闇のオーラLv7 光属性の相手に対して与えるダメージ+
剣術Lv10 剣を装備時、自身の力と素早さに上昇補正
強い、今までの魔物とは明らかに格が違う。こいつは当たりに違いない。それに他のやつもなかなか使えそうだ。特にドワーフの建築と鍛治スキルは重宝するだろう。ゴブリンも数がいて困ることは無いしむしろポイント集めが楽になる。
「ダークナイト君めっちゃカッコイイ、早速試してみたいなぁ」
最初の頃にいたあの魔獣はどうだろうか、今までゴブリンには出会ったらすぐ逃げるよう指示出してたけど、このダークナイト君なら倒せるのでは!?
グルルル
「うわっ噂をしてたらいたよ」
「我が主よ、ご命令を」
「キェェェシャベッタァァ」
「上位の魔物ならば簡単な意思疎通程度なら出来るものもおります」
「そ、そうなの?」
「はい、現に私もこうして貴方様と会話しております」
よく考えたらそれもそうか。
「よし、ダークナイト君。あの魔獣を退治したまえ!!」
「仰せのままに」
ダークナイトは迷うことなく唸り声のする方へと歩み寄る。魔獣は威嚇しながらも迂闊に飛びかかろうとはしてこない。
グルルル
「…」
両者見合ったまま動かない、だが最初に痺れを切らしたのは魔獣の方だった。鋭い爪と牙をむき出しにして、ダークナイトへと襲い掛かるが、ダークナイトは1歩も動こうとはしない。しかし、魔獣の攻撃が当たる直前、一瞬だった。瞬きした間に魔獣は一刀両断されていた。
サンッ
刃が空を切るような音がしたと思ったら、魔獣が両断されていたのだ。
MSP 17ポイント会得しました。
かなり強い魔物だったのだろう、貰えるポイントもかなりのものだ。
「よくやった、ダークナイト君」
「この程度ならば問題ではありません」
なんて頼もしいんだ、これで暫くは安泰だな。
しかし、順調なのはそこまでだった。これまでかなりの魔物を狩ったせいか、思うようにポイントの会得量が増えない。ゴブリン達には辺りを捜索させているのだがなかなか成果が上がらない、もしかしてこの辺りの魔物狩り尽くしちゃった?

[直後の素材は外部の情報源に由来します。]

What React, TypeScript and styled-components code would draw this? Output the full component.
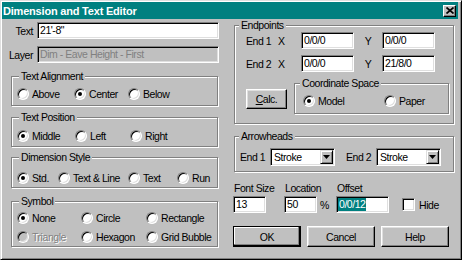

「うーむ、あれから10日。224ポイントしか溜まってない」
魔物達にはそれぞれ仕事を与えた、ゴブリン達は狩でのポイント集め、スライム達は薬草の採取、ドワーフには取り敢えず建築スキルで仮住まいを作って貰っているところだ。ゴーレム君はというと…。
「…」
もはや置物である。狩だけならゴブリン達で十分だし、動きも遅い。頭も悪いせいか難しい命令は出来ないしそもそもダークナイトがいる時点でこいつの出る幕は無いのかもしれない。
「よぉ、旦那もうすぐ仮住まいが出来るぜ」
「おぉ本当か!!」
「おうよ、建築スキルも2に上がったみたいだ。だが俺は鍛治の方が得意なんだがなぁ、まぁここじゃ鍛えるもんもねぇか」
そう、ここは森のど真ん中。辺にあるものと言えば鬱蒼と生い茂る木々のみ。その木を使って仮住まいだけは何とか作れたわけだけど。
「なかなかいい家ではないか」
「そう言ってくれると有難いぜ、ただ側は出来たが中はご覧の通りだ」
「そうだな、せめてベット位は欲しい」
「そう思って今作ってるところだ、今日中には出来るからな」
ドワーフ召喚しといて良かった、こいつはレア度の割に当たりなのかもしれない。
ギギィ
お、ゴブリンたちも帰ってきたか。
「む、どうしたその傷は」
見ると切り傷が多い、中には血が流れ出しているものもいる。それに数えてみると1匹少ない。しまった、魔物を狩らせているのだから当然怪我もするか。そうなるとそれを治療する者がいるのか。
「なぁ、サリッサこいつら死ぬとどうなるんだ?」
「それは、もちろんロストします」
だよなぁ、どうしようただでさえ効率が悪くなってきたのにこれでロストしてたのでは意味が無い。
「サリッサは、回復魔法とかは出来ぬのか?」
サリッサは、無情にも首を横に振った。
「残念ながら」
むぅ、では方法は一つしかないか。ポイントは468ポイント4回は回せる訳だ。